Moreover some additional comments on corporate proxies, in case of tunneling over simple HTTP, some of them restrict the “connect” method to known servers and/or services, and most of them check for a real web page (or at least it will do a dummy ‘GET /’) on the target server.

hi,

well, I went ahead and did it anyway, at least I learnt something :slight_smile: .

@calmh: relay over port 443 is good, but requires a dedicated server with port 443 available. Many people already own a private server/vm used for a personal web site etc, in this case port 443 may be already used by the web server, and thus not available for relay server.
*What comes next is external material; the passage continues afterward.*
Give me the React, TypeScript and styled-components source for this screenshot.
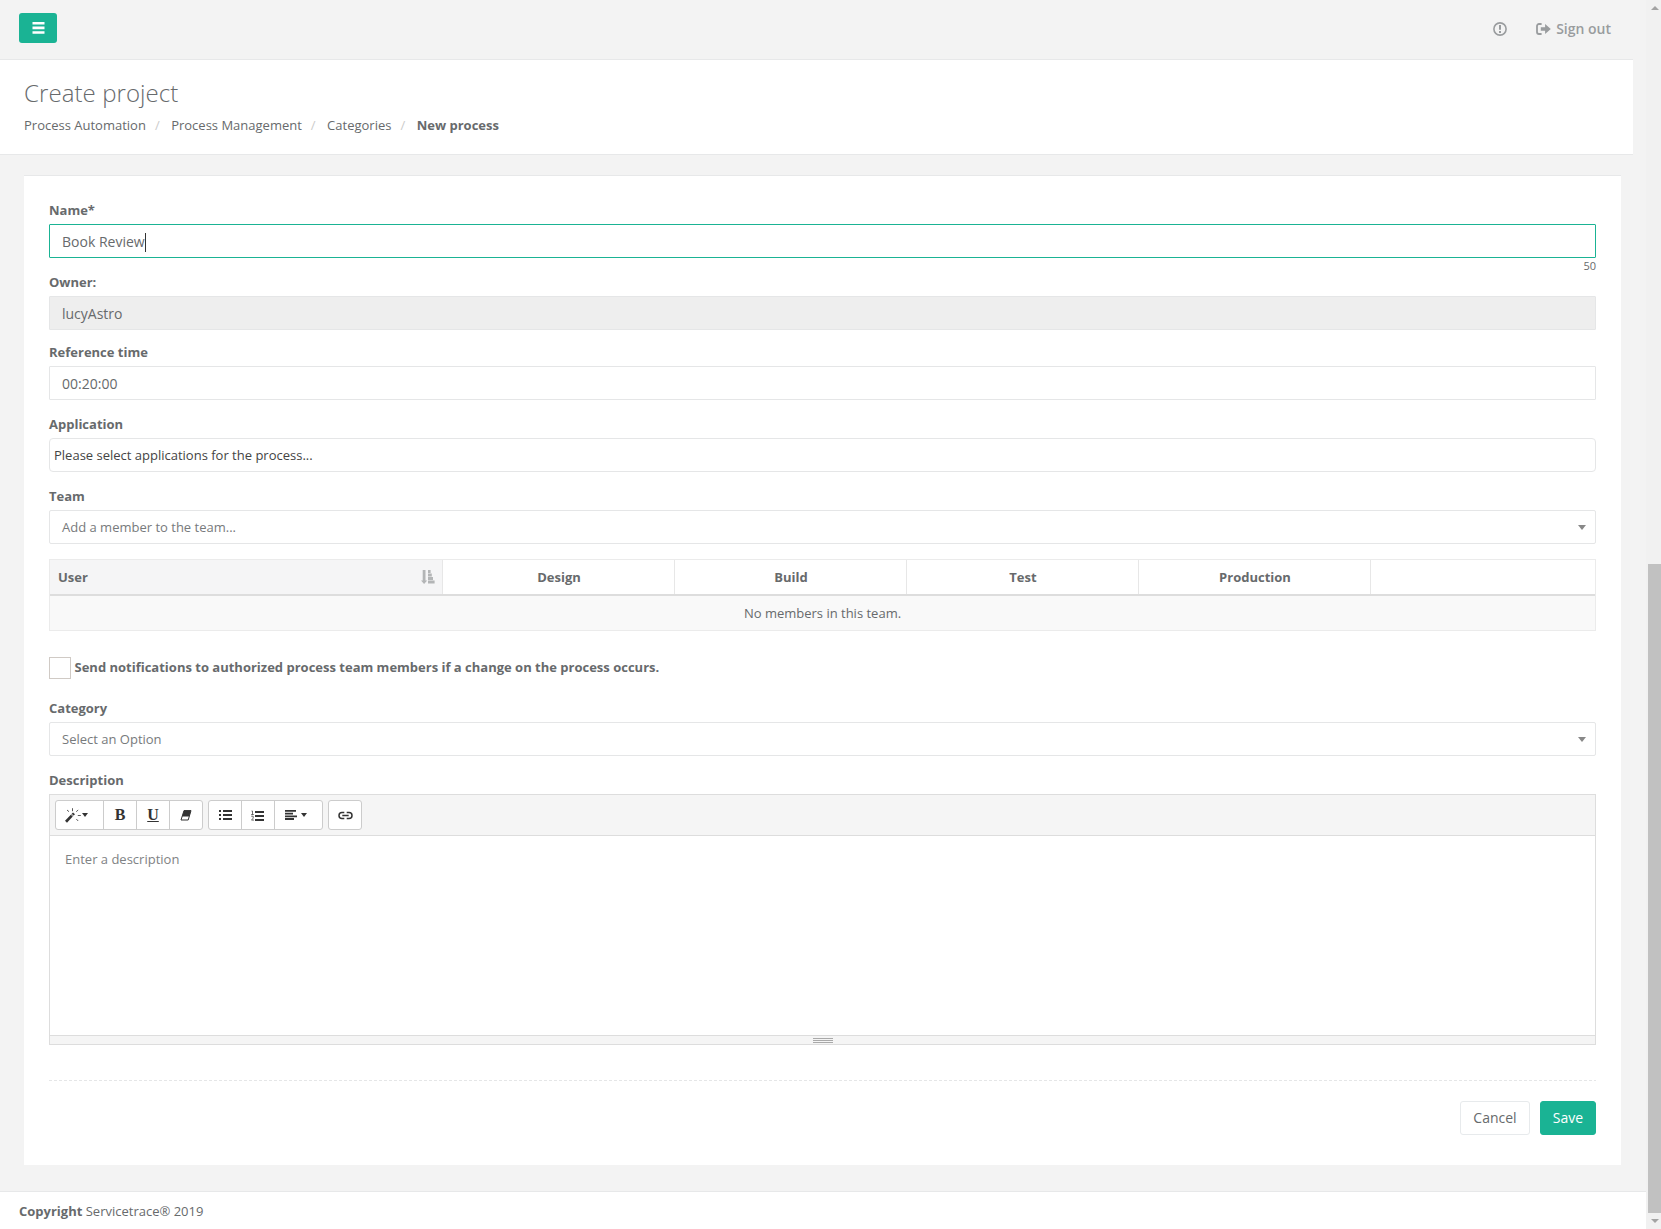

My solution may be put behind a forward proxy, server side, and work side by side with an existing web server (for example I can leave my web pages at https://personal.site and add my http-relay service at https://personal.site/http-relay/ )

@canton7: actually bidirectional data transfer over http is used by many rich javascript apps. I’ve put together a simple implementation and it works well enough… the http overhead is not even that much, compared to a regular tcp connection. You never make 1000req/sec, more like one long connection every 30sec or so for pulling, and one ondemand conenction for pushing. The protocol does not require realtime latency, so you can buffer data and make less http calls, for better protocol efficency.

@damajor: my impl use plain http POST, with my company firewall it works; it’s possible to add code to mimic a web page access on both client and server side, if necessary.

I add a little diagram to show my current implementation structure; the client module must be integrated in the client app to work; the server module instead is just a proxy/filter for the unmodified syncthing relay app, and integrates with the current relay network.

There are currently 6 public relays offering port 443.